■ SET PROBLEM ■
Copy out the listing in full, exactly as written, but not its pictures.

■ GIVEN INFORMATION ■
◆ ◆ ◆

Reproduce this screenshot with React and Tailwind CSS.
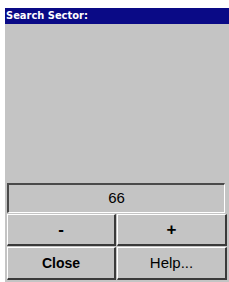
import React, { useState } from 'react';

function Btn({ children, className = '' }) {
  return (
    <button
      className={`flex items-center justify-center border-t border-l border-t-white border-l-white border-b-2 border-r-2 border-b-[#3a3a3a] border-r-[#3a3a3a] bg-[#c4c4c4] text-black ${className}`}
      style={{ fontFamily: '"Liberation Sans", Arial, sans-serif' }}
    >
      {children}
    </button>
  );
}

export default function App() {
  const [value, setValue] = useState(66);

  return (
    <div className="h-[282px] w-[229px] bg-white pl-[5px] pt-[8px]">
      <div className="flex h-[274px] w-[224px] flex-col bg-[#c4c4c4]">
        <div
          className="flex h-[16px] items-center bg-[#0a0a86] pl-[1px] text-[11px] font-bold text-white"
          style={{ fontFamily: '"DejaVu Sans Condensed", "DejaVu Sans", sans-serif' }}
        >
          Search Sector:
        </div>
        <div className="flex-1" />
        <div className="flex flex-col px-[2px] pb-[2px]">
          <div
            className="mr-[2px] flex h-[30px] items-center justify-center border-t-2 border-l-2 border-t-[#4a4a4a] border-l-[#4a4a4a] border-b border-r border-b-white border-r-white text-[15px] text-black"
            style={{ fontFamily: '"Liberation Sans", Arial, sans-serif' }}
          >
            {value}
          </div>
          <div className="mt-[1px] grid grid-cols-[109px_1fr] gap-[1px]">
            <Btn className="h-[32px] text-[17px] font-bold">
              <span onClick={() => setValue(v => v - 1)}>-</span>
            </Btn>
            <Btn className="h-[32px] text-[17px] font-bold">
              <span onClick={() => setValue(v => v + 1)}>+</span>
            </Btn>
            <Btn className="h-[33px] text-[14px] font-bold">Close</Btn>
            <Btn className="h-[33px] text-[15px]">Help...</Btn>
          </div>
        </div>
      </div>
    </div>
  );
}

◆ ◆ ◆

■ COMPLETE ANSWER ■
Reproduce this screenshot with React and Tailwind CSS.
import React, { useState } from 'react';

function Btn({ children, className = '' }) {
  return (
    <button
      className={`flex items-center justify-center border-t border-l border-t-white border-l-white border-b-2 border-r-2 border-b-[#3a3a3a] border-r-[#3a3a3a] bg-[#c4c4c4] text-black ${className}`}
      style={{ fontFamily: '"Liberation Sans", Arial, sans-serif' }}
    >
      {children}
    </button>
  );
}

export default function App() {
  const [value, setValue] = useState(66);

  return (
    <div className="h-[282px] w-[229px] bg-white pl-[5px] pt-[8px]">
      <div className="flex h-[274px] w-[224px] flex-col bg-[#c4c4c4]">
        <div
          className="flex h-[16px] items-center bg-[#0a0a86] pl-[1px] text-[11px] font-bold text-white"
          style={{ fontFamily: '"DejaVu Sans Condensed", "DejaVu Sans", sans-serif' }}
        >
          Search Sector:
        </div>
        <div className="flex-1" />
        <div className="flex flex-col px-[2px] pb-[2px]">
          <div
            className="mr-[2px] flex h-[30px] items-center justify-center border-t-2 border-l-2 border-t-[#4a4a4a] border-l-[#4a4a4a] border-b border-r border-b-white border-r-white text-[15px] text-black"
            style={{ fontFamily: '"Liberation Sans", Arial, sans-serif' }}
          >
            {value}
          </div>
          <div className="mt-[1px] grid grid-cols-[109px_1fr] gap-[1px]">
            <Btn className="h-[32px] text-[17px] font-bold">
              <span onClick={() => setValue(v => v - 1)}>-</span>
            </Btn>
            <Btn className="h-[32px] text-[17px] font-bold">
              <span onClick={() => setValue(v => v + 1)}>+</span>
            </Btn>
            <Btn className="h-[33px] text-[14px] font-bold">Close</Btn>
            <Btn className="h-[33px] text-[15px]">Help...</Btn>
          </div>
        </div>
      </div>
    </div>
  );
}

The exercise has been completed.